### THE REQUEST
Reproduce the full listing below unchanged, apart from the pictures.
■ ■ ■
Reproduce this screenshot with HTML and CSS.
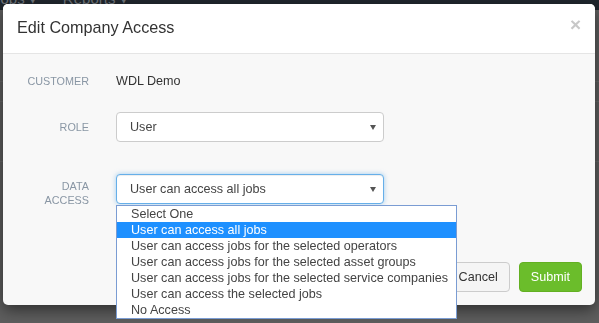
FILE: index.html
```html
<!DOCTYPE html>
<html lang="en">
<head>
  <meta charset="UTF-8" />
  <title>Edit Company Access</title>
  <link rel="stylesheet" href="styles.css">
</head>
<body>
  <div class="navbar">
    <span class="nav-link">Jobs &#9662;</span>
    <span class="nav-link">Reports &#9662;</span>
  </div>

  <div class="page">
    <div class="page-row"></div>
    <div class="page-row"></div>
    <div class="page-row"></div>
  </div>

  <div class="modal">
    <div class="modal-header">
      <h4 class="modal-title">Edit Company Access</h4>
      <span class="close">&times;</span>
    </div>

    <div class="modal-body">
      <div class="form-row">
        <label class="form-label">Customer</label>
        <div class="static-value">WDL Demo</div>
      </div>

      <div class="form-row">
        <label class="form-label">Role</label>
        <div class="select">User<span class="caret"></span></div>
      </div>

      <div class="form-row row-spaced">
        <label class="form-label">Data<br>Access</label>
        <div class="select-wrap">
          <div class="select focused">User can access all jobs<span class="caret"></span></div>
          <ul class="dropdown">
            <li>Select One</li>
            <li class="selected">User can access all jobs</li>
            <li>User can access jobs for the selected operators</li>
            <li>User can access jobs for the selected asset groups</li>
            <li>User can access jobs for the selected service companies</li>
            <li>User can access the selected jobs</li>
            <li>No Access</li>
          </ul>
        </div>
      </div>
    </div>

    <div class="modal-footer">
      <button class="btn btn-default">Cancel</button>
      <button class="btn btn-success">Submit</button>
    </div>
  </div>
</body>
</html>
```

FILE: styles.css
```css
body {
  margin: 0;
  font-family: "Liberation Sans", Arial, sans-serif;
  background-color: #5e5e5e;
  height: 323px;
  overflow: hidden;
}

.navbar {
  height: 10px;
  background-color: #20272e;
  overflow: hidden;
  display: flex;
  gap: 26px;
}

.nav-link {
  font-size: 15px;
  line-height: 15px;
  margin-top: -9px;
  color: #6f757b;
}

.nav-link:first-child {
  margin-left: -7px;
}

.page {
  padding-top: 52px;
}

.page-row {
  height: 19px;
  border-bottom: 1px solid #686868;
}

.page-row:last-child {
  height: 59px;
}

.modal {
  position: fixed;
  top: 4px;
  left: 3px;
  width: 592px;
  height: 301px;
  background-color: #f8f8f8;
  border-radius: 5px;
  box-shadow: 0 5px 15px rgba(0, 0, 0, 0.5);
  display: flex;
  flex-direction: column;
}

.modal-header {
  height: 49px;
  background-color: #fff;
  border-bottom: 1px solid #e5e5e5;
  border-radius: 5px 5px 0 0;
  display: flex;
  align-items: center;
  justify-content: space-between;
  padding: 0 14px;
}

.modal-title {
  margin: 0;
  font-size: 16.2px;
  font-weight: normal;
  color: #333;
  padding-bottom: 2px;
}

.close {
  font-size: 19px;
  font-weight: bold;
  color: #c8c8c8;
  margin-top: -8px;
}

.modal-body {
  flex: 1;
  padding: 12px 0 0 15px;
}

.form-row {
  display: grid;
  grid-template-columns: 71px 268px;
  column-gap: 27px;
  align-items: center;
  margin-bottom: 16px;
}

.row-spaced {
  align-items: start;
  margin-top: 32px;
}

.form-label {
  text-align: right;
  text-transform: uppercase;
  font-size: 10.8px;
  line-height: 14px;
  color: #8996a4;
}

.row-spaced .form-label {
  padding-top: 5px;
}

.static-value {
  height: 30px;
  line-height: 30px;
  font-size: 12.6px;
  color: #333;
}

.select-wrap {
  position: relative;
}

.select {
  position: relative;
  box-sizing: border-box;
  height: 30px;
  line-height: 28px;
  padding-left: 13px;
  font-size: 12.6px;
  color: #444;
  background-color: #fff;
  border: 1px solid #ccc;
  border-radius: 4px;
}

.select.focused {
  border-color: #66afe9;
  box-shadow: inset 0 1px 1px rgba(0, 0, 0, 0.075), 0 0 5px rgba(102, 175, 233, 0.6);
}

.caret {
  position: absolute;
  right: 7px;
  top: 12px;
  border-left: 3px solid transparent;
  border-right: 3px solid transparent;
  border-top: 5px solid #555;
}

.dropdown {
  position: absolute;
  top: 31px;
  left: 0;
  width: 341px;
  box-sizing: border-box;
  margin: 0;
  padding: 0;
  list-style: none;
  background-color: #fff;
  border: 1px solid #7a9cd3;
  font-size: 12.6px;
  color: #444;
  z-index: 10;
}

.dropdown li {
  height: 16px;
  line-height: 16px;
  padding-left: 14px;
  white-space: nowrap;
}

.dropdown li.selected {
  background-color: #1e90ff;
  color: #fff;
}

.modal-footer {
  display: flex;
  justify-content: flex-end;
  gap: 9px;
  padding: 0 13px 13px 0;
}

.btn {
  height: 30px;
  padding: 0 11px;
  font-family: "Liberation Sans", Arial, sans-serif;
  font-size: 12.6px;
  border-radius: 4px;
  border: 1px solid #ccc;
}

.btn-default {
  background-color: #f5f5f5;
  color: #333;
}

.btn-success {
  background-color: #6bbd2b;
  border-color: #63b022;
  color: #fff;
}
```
■ ■ ■
### CORRECT ANSWER
Reproduce this screenshot with HTML and CSS.
FILE: index.html
```html
<!DOCTYPE html>
<html lang="en">
<head>
  <meta charset="UTF-8" />
  <title>Edit Company Access</title>
  <link rel="stylesheet" href="styles.css">
</head>
<body>
  <div class="navbar">
    <span class="nav-link">Jobs &#9662;</span>
    <span class="nav-link">Reports &#9662;</span>
  </div>

  <div class="page">
    <div class="page-row"></div>
    <div class="page-row"></div>
    <div class="page-row"></div>
  </div>

  <div class="modal">
    <div class="modal-header">
      <h4 class="modal-title">Edit Company Access</h4>
      <span class="close">&times;</span>
    </div>

    <div class="modal-body">
      <div class="form-row">
        <label class="form-label">Customer</label>
        <div class="static-value">WDL Demo</div>
      </div>

      <div class="form-row">
        <label class="form-label">Role</label>
        <div class="select">User<span class="caret"></span></div>
      </div>

      <div class="form-row row-spaced">
        <label class="form-label">Data<br>Access</label>
        <div class="select-wrap">
          <div class="select focused">User can access all jobs<span class="caret"></span></div>
          <ul class="dropdown">
            <li>Select One</li>
            <li class="selected">User can access all jobs</li>
            <li>User can access jobs for the selected operators</li>
            <li>User can access jobs for the selected asset groups</li>
            <li>User can access jobs for the selected service companies</li>
            <li>User can access the selected jobs</li>
            <li>No Access</li>
          </ul>
        </div>
      </div>
    </div>

    <div class="modal-footer">
      <button class="btn btn-default">Cancel</button>
      <button class="btn btn-success">Submit</button>
    </div>
  </div>
</body>
</html>
```

FILE: styles.css
```css
body {
  margin: 0;
  font-family: "Liberation Sans", Arial, sans-serif;
  background-color: #5e5e5e;
  height: 323px;
  overflow: hidden;
}

.navbar {
  height: 10px;
  background-color: #20272e;
  overflow: hidden;
  display: flex;
  gap: 26px;
}

.nav-link {
  font-size: 15px;
  line-height: 15px;
  margin-top: -9px;
  color: #6f757b;
}

.nav-link:first-child {
  margin-left: -7px;
}

.page {
  padding-top: 52px;
}

.page-row {
  height: 19px;
  border-bottom: 1px solid #686868;
}

.page-row:last-child {
  height: 59px;
}

.modal {
  position: fixed;
  top: 4px;
  left: 3px;
  width: 592px;
  height: 301px;
  background-color: #f8f8f8;
  border-radius: 5px;
  box-shadow: 0 5px 15px rgba(0, 0, 0, 0.5);
  display: flex;
  flex-direction: column;
}

.modal-header {
  height: 49px;
  background-color: #fff;
  border-bottom: 1px solid #e5e5e5;
  border-radius: 5px 5px 0 0;
  display: flex;
  align-items: center;
  justify-content: space-between;
  padding: 0 14px;
}

.modal-title {
  margin: 0;
  font-size: 16.2px;
  font-weight: normal;
  color: #333;
  padding-bottom: 2px;
}

.close {
  font-size: 19px;
  font-weight: bold;
  color: #c8c8c8;
  margin-top: -8px;
}

.modal-body {
  flex: 1;
  padding: 12px 0 0 15px;
}

.form-row {
  display: grid;
  grid-template-columns: 71px 268px;
  column-gap: 27px;
  align-items: center;
  margin-bottom: 16px;
}

.row-spaced {
  align-items: start;
  margin-top: 32px;
}

.form-label {
  text-align: right;
  text-transform: uppercase;
  font-size: 10.8px;
  line-height: 14px;
  color: #8996a4;
}

.row-spaced .form-label {
  padding-top: 5px;
}

.static-value {
  height: 30px;
  line-height: 30px;
  font-size: 12.6px;
  color: #333;
}

.select-wrap {
  position: relative;
}

.select {
  position: relative;
  box-sizing: border-box;
  height: 30px;
  line-height: 28px;
  padding-left: 13px;
  font-size: 12.6px;
  color: #444;
  background-color: #fff;
  border: 1px solid #ccc;
  border-radius: 4px;
}

.select.focused {
  border-color: #66afe9;
  box-shadow: inset 0 1px 1px rgba(0, 0, 0, 0.075), 0 0 5px rgba(102, 175, 233, 0.6);
}

.caret {
  position: absolute;
  right: 7px;
  top: 12px;
  border-left: 3px solid transparent;
  border-right: 3px solid transparent;
  border-top: 5px solid #555;
}

.dropdown {
  position: absolute;
  top: 31px;
  left: 0;
  width: 341px;
  box-sizing: border-box;
  margin: 0;
  padding: 0;
  list-style: none;
  background-color: #fff;
  border: 1px solid #7a9cd3;
  font-size: 12.6px;
  color: #444;
  z-index: 10;
}

.dropdown li {
  height: 16px;
  line-height: 16px;
  padding-left: 14px;
  white-space: nowrap;
}

.dropdown li.selected {
  background-color: #1e90ff;
  color: #fff;
}

.modal-footer {
  display: flex;
  justify-content: flex-end;
  gap: 9px;
  padding: 0 13px 13px 0;
}

.btn {
  height: 30px;
  padding: 0 11px;
  font-family: "Liberation Sans", Arial, sans-serif;
  font-size: 12.6px;
  border-radius: 4px;
  border: 1px solid #ccc;
}

.btn-default {
  background-color: #f5f5f5;
  color: #333;
}

.btn-success {
  background-color: #6bbd2b;
  border-color: #63b022;
  color: #fff;
}
```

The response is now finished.